**PROBLEM REQUIREMENTS:**
Omit the pictures and print exactly the lines of the listing below, starting at the first and ending at the line containing "import React from".

**DATASET EXCERPT:**
:::::

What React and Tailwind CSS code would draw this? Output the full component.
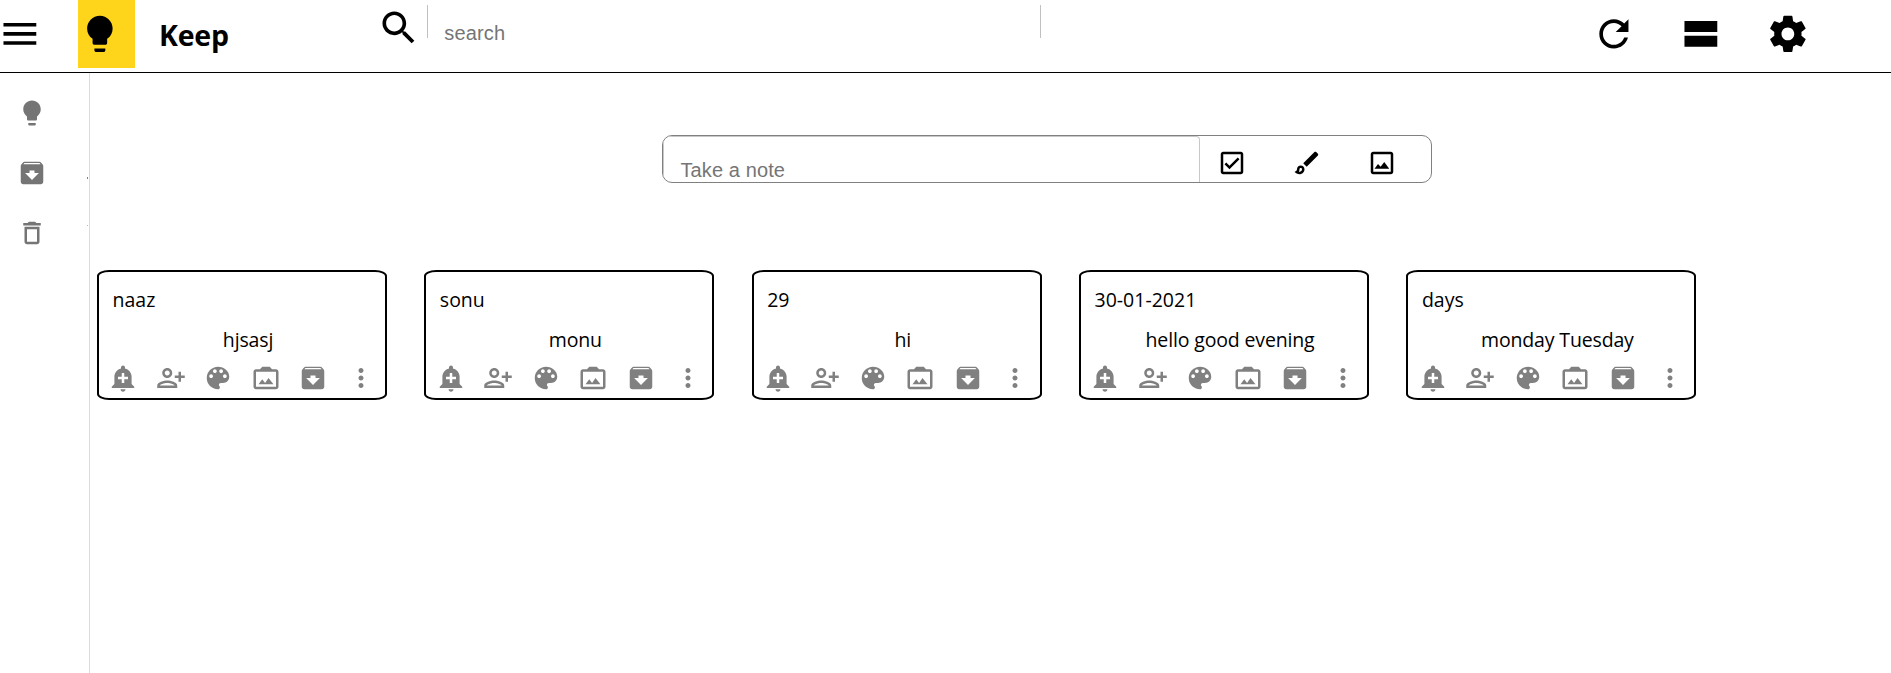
import React from "react";

const PATHS = {
  menu: "M3 18h18v-2H3v2zm0-5h18v-2H3v2zm0-7v2h18V6H3z",
  bulb: "M9 21c0 .55.45 1 1 1h4c.55 0 1-.45 1-1v-1H9v1zm3-19C8.14 2 5 5.14 5 9c0 2.38 1.19 4.47 3 5.74V17c0 .55.45 1 1 1h6c.55 0 1-.45 1-1v-2.26c1.81-1.27 3-3.36 3-5.74 0-3.86-3.14-7-7-7z",
  search: "M15.5 14h-.79l-.28-.27C15.41 12.59 16 11.11 16 9.5 16 5.91 13.09 3 9.5 3S3 5.91 3 9.5 5.91 16 9.5 16c1.61 0 3.09-.59 4.23-1.57l.27.28v.79l5 4.99L20.49 19l-4.99-5zm-6 0C7.01 14 5 11.99 5 9.5S7.01 5 9.5 5 14 7.01 14 9.5 11.99 14 9.5 14z",
  refresh: "M17.65 6.35C16.2 4.9 14.21 4 12 4c-4.42 0-7.99 3.58-7.99 8s3.57 8 7.99 8c3.73 0 6.84-2.55 7.73-6h-2.08c-.82 2.33-3.04 4-5.65 4-3.31 0-6-2.69-6-6s2.69-6 6-6c1.66 0 3.14.69 4.22 1.78L13 11h7V4l-2.35 2.35z",
  stream: "M3 19h18v-6H3v6zM3 5v6h18V5H3z",
  settings: "M19.43 12.98c.04-.32.07-.64.07-.98s-.03-.66-.07-.98l2.11-1.65c.19-.15.24-.42.12-.64l-2-3.46c-.12-.22-.39-.3-.61-.22l-2.49 1c-.52-.4-1.08-.73-1.69-.98l-.38-2.65C14.46 2.18 14.25 2 14 2h-4c-.25 0-.46.18-.49.42l-.38 2.65c-.61.25-1.17.59-1.69.98l-2.49-1c-.23-.09-.49 0-.61.22l-2 3.46c-.13.22-.07.49.12.64l2.11 1.65c-.04.32-.07.65-.07.98s.03.66.07.98l-2.11 1.65c-.19.15-.24.42-.12.64l2 3.46c.12.22.39.3.61.22l2.49-1c.52.4 1.08.73 1.69.98l.38 2.65c.03.24.24.42.49.42h4c.25 0 .46-.18.49-.42l.38-2.65c.61-.25 1.17-.59 1.69-.98l2.49 1c.23.09.49 0 .61-.22l2-3.46c.12-.22.07-.49-.12-.64l-2.11-1.65zM12 15.5c-1.93 0-3.5-1.57-3.5-3.5s1.57-3.5 3.5-3.5 3.5 1.57 3.5 3.5-1.57 3.5-3.5 3.5z",
  archive: "M20.54 5.23l-1.39-1.68C18.88 3.21 18.47 3 18 3H6c-.47 0-.88.21-1.16.55L3.46 5.23C3.17 5.57 3 6.02 3 6.5V19c0 1.1.9 2 2 2h14c1.1 0 2-.9 2-2V6.5c0-.48-.17-.93-.46-1.27zM12 17.5L6.5 12H10v-2h4v2h3.5L12 17.5zM5.12 5l.81-1h12l.94 1H5.12z",
  trash: "M16 9v10H8V9h8m-1.5-6h-5l-1 1H5v2h14V4h-3.5l-1-1zM18 7H6v12c0 1.1.9 2 2 2h8c1.1 0 2-.9 2-2V7z",
  check: "M19 3H5c-1.1 0-2 .9-2 2v14c0 1.1.9 2 2 2h14c1.1 0 2-.9 2-2V5c0-1.1-.9-2-2-2zm0 16H5V5h14v14zM17.99 9l-1.41-1.42-6.59 6.59-2.58-2.57-1.42 1.41 4 3.99z",
  brush: "M7 16c.55 0 1 .45 1 1 0 1.1-.9 2-2 2-.17 0-.33-.02-.5-.05.31-.55.5-1.21.5-1.95 0-.55.45-1 1-1M18.67 3c-.26 0-.51.1-.71.29L9 12.25 11.75 15l8.96-8.96c.39-.39.39-1.02 0-1.41l-1.34-1.34c-.2-.2-.45-.29-.7-.29zM7 14c-1.66 0-3 1.34-3 3 0 1.31-1.16 2-2 2 .92 1.22 2.49 2 4 2 2.21 0 4-1.79 4-4 0-1.66-1.34-3-3-3z",
  image: "M19 5v14H5V5h14m0-2H5c-1.1 0-2 .9-2 2v14c0 1.1.9 2 2 2h14c1.1 0 2-.9 2-2V5c0-1.1-.9-2-2-2zM6 16.5l2.8-3.8 2.1 2.2 2.9-3.7 4 5.3z",
  alert: "M10.01 21.01c0 1.1.89 1.99 1.99 1.99s1.99-.89 1.99-1.99h-3.98zm8.87-4.19V11c0-3.25-2.25-5.97-5.29-6.69v-.72C13.59 2.71 12.88 2 12 2s-1.59.71-1.59 1.59v.72C7.37 5.03 5.12 7.75 5.12 11v5.82L3 18.94V20h18v-1.06l-2.12-2.12zM16 13.01h-3v3h-2v-3H8V11h3V8h2v3h3v2.01z",
  person: "M13 8c0-2.21-1.79-4-4-4S5 5.79 5 8s1.79 4 4 4 4-1.79 4-4zm-2 0c0 1.1-.9 2-2 2s-2-.9-2-2 .9-2 2-2 2 .9 2 2zM1 18v2h16v-2c0-2.66-5.33-4-8-4s-8 1.34-8 4zm2 0c.2-.71 3.3-2 6-2 2.69 0 5.78 1.28 6 2H3zM20 15v-3h3v-2h-3V7h-2v3h-3v2h3v3h2z",
  palette: "M12 3c-4.97 0-9 4.03-9 9s4.03 9 9 9c.83 0 1.5-.67 1.5-1.5 0-.39-.15-.74-.39-1.01-.23-.26-.38-.61-.38-.99 0-.83.67-1.5 1.5-1.5H16c2.76 0 5-2.24 5-5 0-4.42-4.03-8-9-8zm-5.5 9c-.83 0-1.5-.67-1.5-1.5S5.67 9 6.5 9 8 9.67 8 10.5 7.33 12 6.5 12zm3-4C8.67 8 8 7.33 8 6.5S8.67 5 9.5 5s1.5.67 1.5 1.5S10.33 8 9.5 8zm5 0c-.83 0-1.5-.67-1.5-1.5S13.67 5 14.5 5s1.5.67 1.5 1.5S15.33 8 14.5 8zm3 4c-.83 0-1.5-.67-1.5-1.5S16.67 9 17.5 9s1.5.67 1.5 1.5-.67 1.5-1.5 1.5z",
  photo: "M20 5h-3.17L15 3H9L7.17 5H4c-1.1 0-2 .9-2 2v12c0 1.1.9 2 2 2h16c1.1 0 2-.9 2-2V7c0-1.1-.9-2-2-2zm0 14H4V7h16v12zM6 17l3-4 2.25 3L14 12l4 5z",
  more: "M12 8c1.1 0 2-.9 2-2s-.9-2-2-2-2 .9-2 2 .9 2 2 2zm0 2c-1.1 0-2 .9-2 2s.9 2 2 2 2-.9 2-2-.9-2-2-2zm0 6c-1.1 0-2 .9-2 2s.9 2 2 2 2-.9 2-2-.9-2-2-2z",
};

const Icon = ({ name, className = "size-[30px]" }) => (
  <svg viewBox="0 0 24 24" fill="currentColor" className={`shrink-0 ${className}`}>
    <path d={PATHS[name]} />
  </svg>
);

const BIG = "size-[43.75px]";

const NOTES = [
  { title: "naaz", body: "hjsasj" },
  { title: "sonu", body: "monu" },
  { title: "29", body: "hi" },
  { title: "30-01-2021", body: "hello good evening" },
  { title: "days", body: "monday Tuesday" },
];

const ACTIONS = ["alert", "person", "palette", "photo", "archive", "more"];

function Header() {
  return (
    <header className="flex h-[73px] items-start border-b border-black">
      <div className="-ml-0.5 flex h-[68px] w-20 items-center">
        <Icon name="menu" className={BIG} />
      </div>
      <div className="flex h-[68px] w-[57px] items-center bg-[#ffd51c]">
        <Icon name="bulb" className={BIG} />
      </div>
      <h1 className="ml-6 w-[218px] pt-[15px] text-[28.5px] leading-[40px] font-bold tracking-[-0.2px]">Keep</h1>
      <Icon name="search" className={`mt-1.5 ${BIG}`} />
      <div className="mt-[5px] ml-[6px] h-[33px] w-[614px] border-x border-[#c0c0c0] pt-[17px] pl-[16.5px] font-['Liberation_Sans',Arial,sans-serif] text-xl leading-[23px] tracking-[0.15px] text-[#757575]">
        search
      </div>
      <div className="ml-[551px] flex h-[68px] items-center gap-[43.25px]">
        <Icon name="refresh" className={BIG} />
        <Icon name="stream" className={BIG} />
        <Icon name="settings" className={BIG} />
      </div>
    </header>
  );
}

function Sidebar() {
  return (
    <aside className="flex w-[90px] justify-between border-r border-[#dcdcdc] pl-[17px]">
      <nav className="flex flex-col gap-[30px] pt-[25px] text-[#757575]">
        <Icon name="bulb" />
        <Icon name="archive" />
        <Icon name="trash" />
      </nav>
      <div className="mr-px flex w-px flex-col pt-[104px]">
        <span className="h-0.5 bg-[#b87333]" />
        <span className="mt-[46px] h-px bg-[#dcb08c]" />
      </div>
    </aside>
  );
}

function TakeNote() {
  return (
    <div className="ml-[572px] flex h-12 w-[770px] overflow-hidden rounded-[10px] border border-[#808080]">
      <div className="w-[537px] rounded-t-[4px] border border-b-0 border-[#c8c8c8] pt-[22px] pl-[16.5px] font-['Liberation_Sans',Arial,sans-serif] text-xl leading-[23px] tracking-[0.1px] text-[#757575]">
        Take a note
      </div>
      <div className="flex gap-[45px] pt-3 pl-[17px]">
        <Icon name="check" />
        <Icon name="brush" />
        <Icon name="image" />
      </div>
    </div>
  );
}

function NoteCard({ title, body }) {
  return (
    <article className="flex h-[130px] w-[290px] flex-col rounded-[12px/6px] border-2 border-black text-[19.5px] leading-[28px]">
      <p className="pt-[14px] pl-[13.5px]">{title}</p>
      <p className="pt-3 pl-3 text-center tracking-[-0.15px]">{body}</p>
      <div className="flex gap-[17.5px] pt-[9px] pl-[9.3px] text-[#808080]">
        {ACTIONS.map((a) => (
          <Icon key={a} name={a} />
        ))}
      </div>
    </article>
  );
}

export default function App() {
  return (
    <div className="flex h-[673px] w-[1891px] flex-col overflow-hidden bg-white font-['Open_Sans','Noto_Sans',sans-serif] text-black">
      <Header />
      <div className="flex flex-1">
        <Sidebar />
        <main className="pt-[62px]">
          <TakeNote />
          <section className="mt-[87px] ml-[7px] flex gap-[37.35px]">
            {NOTES.map((n) => (
              <NoteCard key={n.title} {...n} />
            ))}
          </section>
        </main>
      </div>
    </div>
  );
}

:::::

**RESPONSE BELOW:**
What React and Tailwind CSS code would draw this? Output the full component.
import React from "react";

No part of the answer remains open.